Scrabble is getting a makeover. Since its invention 75 years ago, Scrabble has engrossed and simultaneously enraged millions around the world. Now, its creators believe it’s time for a change.

Mattel, the creator of the popular board game, launched a new version of the game last week designed to be more appealing to Gen Z. After much research, Mattel found that members of Gen Z are less competitive than their older counterparts, and prefer a collaborative game where players can enjoy being together and have fun creating words.

Scrabble Together, as the new version is known, is currently only available in Europe as Hasbro, rather than Mattel, own the license for Scrabble in North America. It’s unclear whether Hasbro plans to release a similar version in the U.S.

“Scrabble has truly stood the test of time as one of the most popular board games in history, and we want to ensure the game continues to be inclusive for all players,” Ray Adler, vice-president and global head of games at Mattel, released in a statement. “For anyone who’s ever thought ‘word games aren’t for me’, or felt a little intimidated by the classic game, Scrabble Together mode is an ideal option.” 

Scrabble Together aims to be more collaborative than the traditional game. Rather than playing against one another players must work together to win “goal cards.” These cards then set the players goals such as “play a word containing at least three different consonants”. There’s also no time limit and players can only succeed if they work together.

The game ends when the players complete 20 of these goal cards, in which case all the players win. If the players can’t complete 20 cards, then they all lose. “Helper cards” are also available to help the players out if they get into a difficult situation. 

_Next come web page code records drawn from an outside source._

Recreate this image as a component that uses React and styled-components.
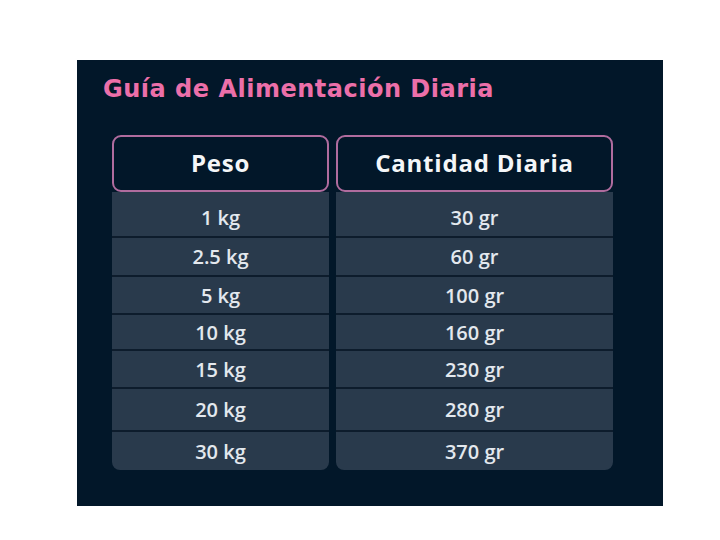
import React from "react";
import styled, { createGlobalStyle } from "styled-components";

const GlobalStyle = createGlobalStyle`
  body {
    margin: 0;
    background: #ffffff;
    font-family: "Open Sans", "Noto Sans", sans-serif;
  }
`;

const Page = styled.div`
  width: 720px;
  height: 540px;
  padding: 60px 0 0 77px;
  box-sizing: border-box;
`;

const Panel = styled.section`
  width: 586px;
  height: 446px;
  background: #021729;
  box-sizing: border-box;
  padding: 14px 0 0 26px;
`;

const Title = styled.h2`
  margin: 0;
  color: #ec6fa9;
  font-family: "DejaVu Sans", "Liberation Sans", sans-serif;
  font-weight: 700;
  font-size: 24px;
  line-height: 30px;
  letter-spacing: 0.5px;
`;

const Table = styled.div`
  display: grid;
  grid-template-columns: 217px 277px;
  grid-template-rows: 57px 44px 39px 38px 36px 38px 43px 40px;
  column-gap: 7px;
  margin: 31px 0 0 9px;
`;

const HeadCell = styled.div`
  display: flex;
  align-items: center;
  justify-content: center;
  border: 2px solid #b06c9e;
  border-radius: 9px;
  background: #021729;
  color: #f4f6f8;
  font-weight: 700;
  font-size: 24px;
  letter-spacing: 0.8px;
  padding-bottom: 3px;
`;

const Cell = styled.div`
  display: flex;
  align-items: center;
  justify-content: center;
  background: #293a4c;
  color: #e3e8ee;
  font-weight: 600;
  font-size: 20px;
  border-top: ${(p) => (p.$first ? "none" : "2px solid #0d1c2c")};
  padding-top: ${(p) => (p.$first ? "6px" : "0")};
  border-radius: ${(p) => (p.$last ? "0 0 8px 8px" : "0")};
`;

const rows = [
  ["1 kg", "30 gr"],
  ["2.5 kg", "60 gr"],
  ["5 kg", "100 gr"],
  ["10 kg", "160 gr"],
  ["15 kg", "230 gr"],
  ["20 kg", "280 gr"],
  ["30 kg", "370 gr"],
];

const App = () => (
  <>
    <GlobalStyle />
    <Page>
      <Panel>
        <Title>Guía de Alimentación Diaria</Title>
        <Table>
          <HeadCell>Peso</HeadCell>
          <HeadCell>Cantidad Diaria</HeadCell>
          {rows.map(([peso, cantidad], i) => (
            <React.Fragment key={peso}>
              <Cell $first={i === 0} $last={i === rows.length - 1}>
                {peso}
              </Cell>
              <Cell $first={i === 0} $last={i === rows.length - 1}>
                {cantidad}
              </Cell>
            </React.Fragment>
          ))}
        </Table>
      </Panel>
    </Page>
  </>
);

export default App;
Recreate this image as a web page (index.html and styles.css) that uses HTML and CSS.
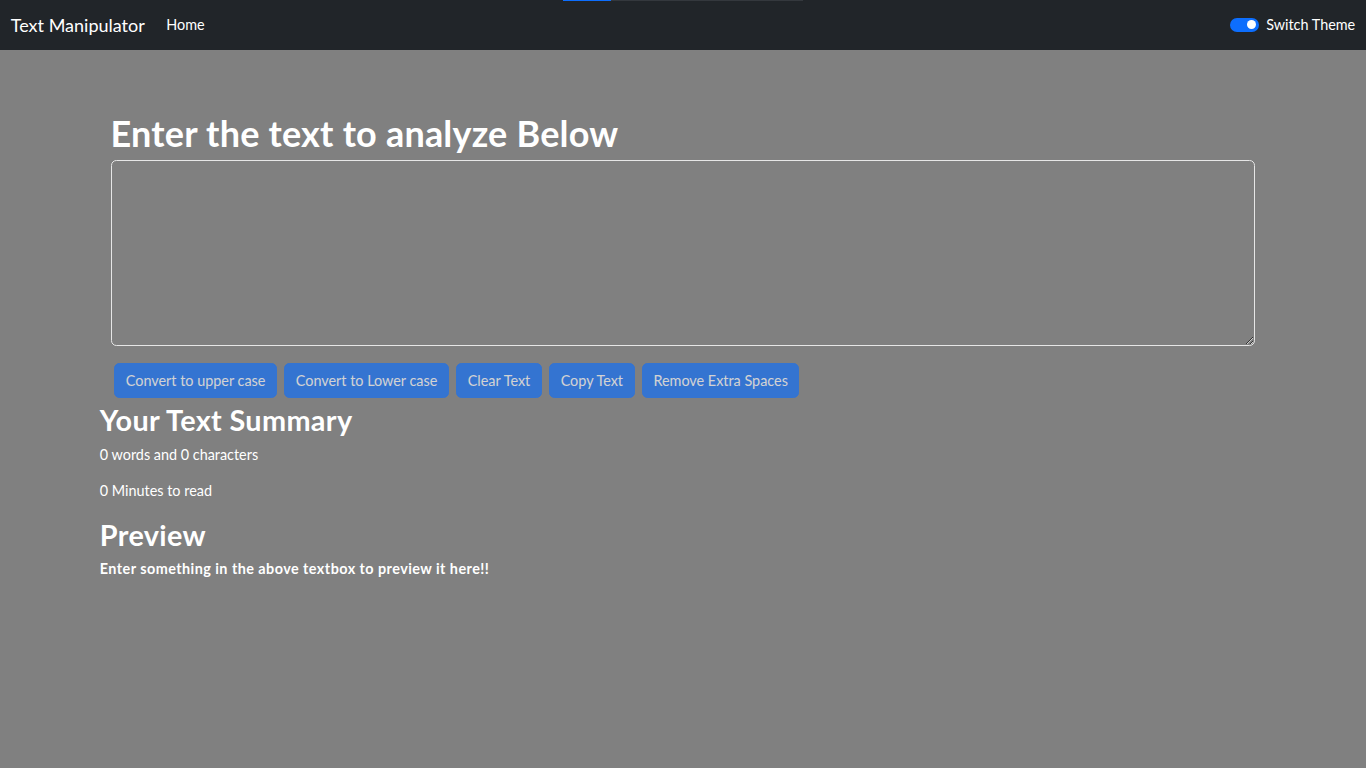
FILE: index.html
```html
<!DOCTYPE html>
<html lang="en">
<head>
<meta charset="utf-8">
<title>Text Manipulator</title>
<link rel="stylesheet" href="styles.css">
</head>
<body>
<div class="loadbar"><div class="loadbar-fill"></div></div>
<nav class="navbar">
  <div class="nav-left">
    <a class="brand" href="#">Text Manipulator</a>
    <a class="nav-link" href="#">Home</a>
  </div>
  <label class="switch">
    <span class="switch-track"><span class="switch-knob"></span></span>
    <span class="switch-label">Switch Theme</span>
  </label>
</nav>
<div class="alert-space"></div>
<main class="container">
  <section class="form-area">
    <h1 class="title">Enter the text to analyze Below</h1>
    <textarea class="text-input" rows="8"></textarea>
    <div class="btn-row">
      <button class="btn">Convert to upper case</button>
      <button class="btn">Convert to Lower case</button>
      <button class="btn">Clear Text</button>
      <button class="btn">Copy Text</button>
      <button class="btn">Remove Extra Spaces</button>
    </div>
  </section>
  <section class="summary">
    <h2 class="subtitle">Your Text Summary</h2>
    <p class="info">0 words and 0 characters</p>
    <p class="info">0 Minutes to read</p>
    <h2 class="subtitle">Preview</h2>
    <p class="preview">Enter something in the above textbox to preview it here!!</p>
  </section>
</main>
</body>
</html>
```
FILE: styles.css
```css
* { box-sizing: border-box; }
html, body { margin: 0; padding: 0; }
body {
  background: #808080;
  color: #ffffff;
  font-family: "Lato", "Open Sans", sans-serif;
  font-size: 14.4px;
  line-height: 1.5;
  min-height: 768px;
}
.loadbar {
  position: absolute;
  top: 0;
  left: 563px;
  width: 240px;
  height: 1px;
  background: #34383d;
  z-index: 5;
}
.loadbar-fill {
  width: 48px;
  height: 1px;
  background: #0d6efd;
}
.navbar {
  height: 50px;
  background: #212529;
  display: flex;
  align-items: center;
  justify-content: space-between;
  padding: 0 10.8px;
}
.nav-left { display: flex; align-items: center; }
.brand {
  color: #fff;
  text-decoration: none;
  font-size: 18px;
  margin-right: 14.4px;
}
.nav-link {
  color: #fff;
  text-decoration: none;
  font-size: 14.4px;
  padding: 0 7.2px;
}
.switch { display: flex; align-items: center; gap: 7.2px; color: #fff; font-size: 14.4px; }
.switch-track {
  width: 28.8px;
  height: 14.4px;
  border-radius: 8px;
  background: #0d6efd;
  display: flex;
  align-items: center;
  justify-content: flex-end;
  padding-right: 3px;
}
.switch-knob {
  width: 9px;
  height: 9px;
  border-radius: 50%;
  background: #fff;
}
.alert-space { height: 45px; }
.container {
  width: 1188px;
  margin: 14.4px auto;
  padding: 0 10.8px;
}
.form-area { padding: 0 10.8px; }
.title {
  font-size: 36px;
  font-weight: 700;
  line-height: 1.2;
  letter-spacing: 0.2px;
  padding-top: 3px;
  margin: 0 0 4.2px;
}
.text-input {
  display: block;
  width: 100%;
  height: 186px;
  background: #808080;
  color: #fff;
  border: 0.9px solid #e6e6e6;
  border-radius: 5.4px;
  padding: 5.4px 10.8px;
  font: inherit;
  margin-bottom: 14px;
}
.btn-row { display: flex; flex-wrap: wrap; }
.btn {
  margin: 3.6px;
  background: #0d6efd;
  border: 0.9px solid #0d6efd;
  color: #fff;
  opacity: 0.65;
  font-family: inherit;
  font-size: 14.4px;
  line-height: 1.5;
  padding: 5.4px 10.6px;
  border-radius: 5.4px;
}
.subtitle {
  font-size: 28.8px;
  font-weight: 700;
  line-height: 1.2;
  letter-spacing: 0.35px;
  padding-top: 1.5px;
  margin: 0 0 5.7px;
}
.info { margin: 0 0 14.4px; padding-top: 1px; }
.info + .info { padding-top: 0; }
.preview { margin: 0; font-weight: 700; letter-spacing: 0.45px; }
```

So far, players have mixed feelings about the game, according to the BBC. Some prefer the competitive aspect of board games and believe that it shouldn't be removed, while others reportedly enjoy the new collaborative and more relaxed format. 

Some have been quick to criticize the new version, however, calling it "Scrabble for Snowflakes" and "Woke Scrabble" on X.

But don’t worry, the original Scrabble, first invented in 1938 by American architect Alfred Mosher Butts, isn’t going anywhere. 

We’re not changing original Scrabble,” Adler told the New York Times. “This is just an additive to it that if you don’t like it, you know, don’t play it. We just hope it will bring more people into the game.”

Now that’s how you spell s-u-c-c-e-s-s.